A noção de arenas públicas utilizada na análise dos casos permitiu compor um panorama multidimensional das tensões que correlacionam atores e instituições. Essa abordagem também permitiu observar as religiões não como grupos autorreferenciados, mas como linguagens operadas por atores na esfera pública.

“Tenho tentado pensar as organizações religiosas, evangélicas, católicas ou não cristãs não como grupos homogêneos que pensam e se comportam na cena pública orientados por suas crenças. Tenho procurado observá-las em sua relação com a constituição dos problemas públicos e nos modos como os diferentes atores se mobilizam em relação a eles. Os diferentes capítulos que compõem este livro demonstram que, dependendo dos modos e de constituição do problema público, atores relacionados a uma mesma organização religiosa podem se posicionar em lados diferentes.
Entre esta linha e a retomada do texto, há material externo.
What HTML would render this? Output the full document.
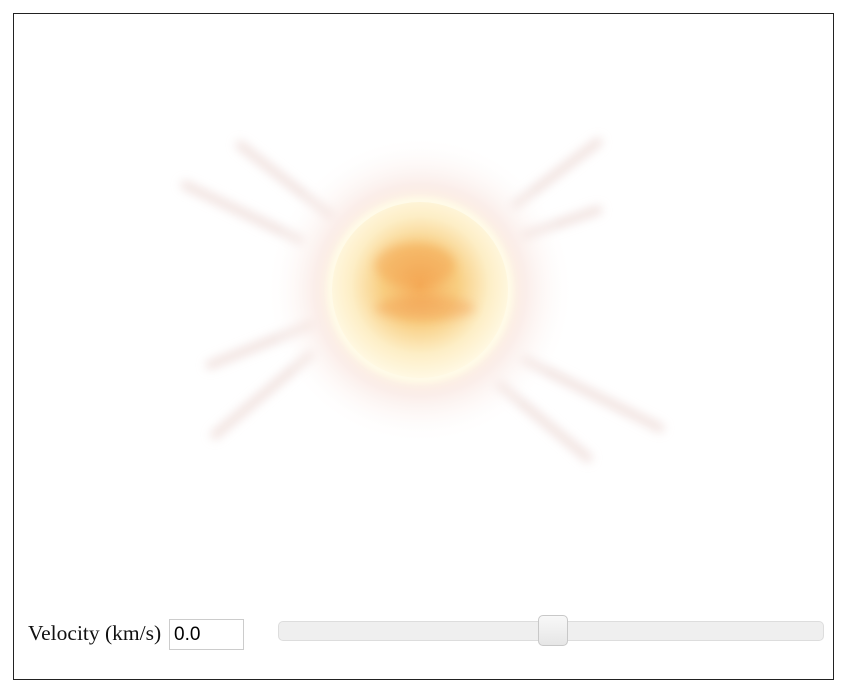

A Igreja Católica, por exemplo, está na linha de frente em defesa dos territórios indígenas ou quilombolas, ao lado de setores acadêmicos e políticos; ao mesmo tempo, com relação ao aborto, enquanto alguns segmentos evangélicos são seus defensores, setores acadêmicos e teológicos associados ao Vaticano são os principais opositores à sua descriminalização”, exemplifica Montero.

A pesquisadora acrescenta que estudos desenvolvidos no livro mostram que, desde os anos 1970, o Vaticano constituiu um grupo de excelência, formado por biólogos, psicólogos, teólogos e outros acadêmicos, para pensar qual seria a versão católica de uma bioética moralmente aceitável. Assim, quando esse debate chegou ao Supremo Tribunal Federal (STF), os que falaram sobre o assunto foram, principalmente, cientistas católicos, e não pastores evangélicos ou padres. Conforme Montero, esse exemplo mostra que “as teorias segundo as quais as línguas da religião, da ciência e da política são faladas apenas em suas esferas próprias já não conseguem representar o modo como os atores religiosos se expressam nas arenas públicas”.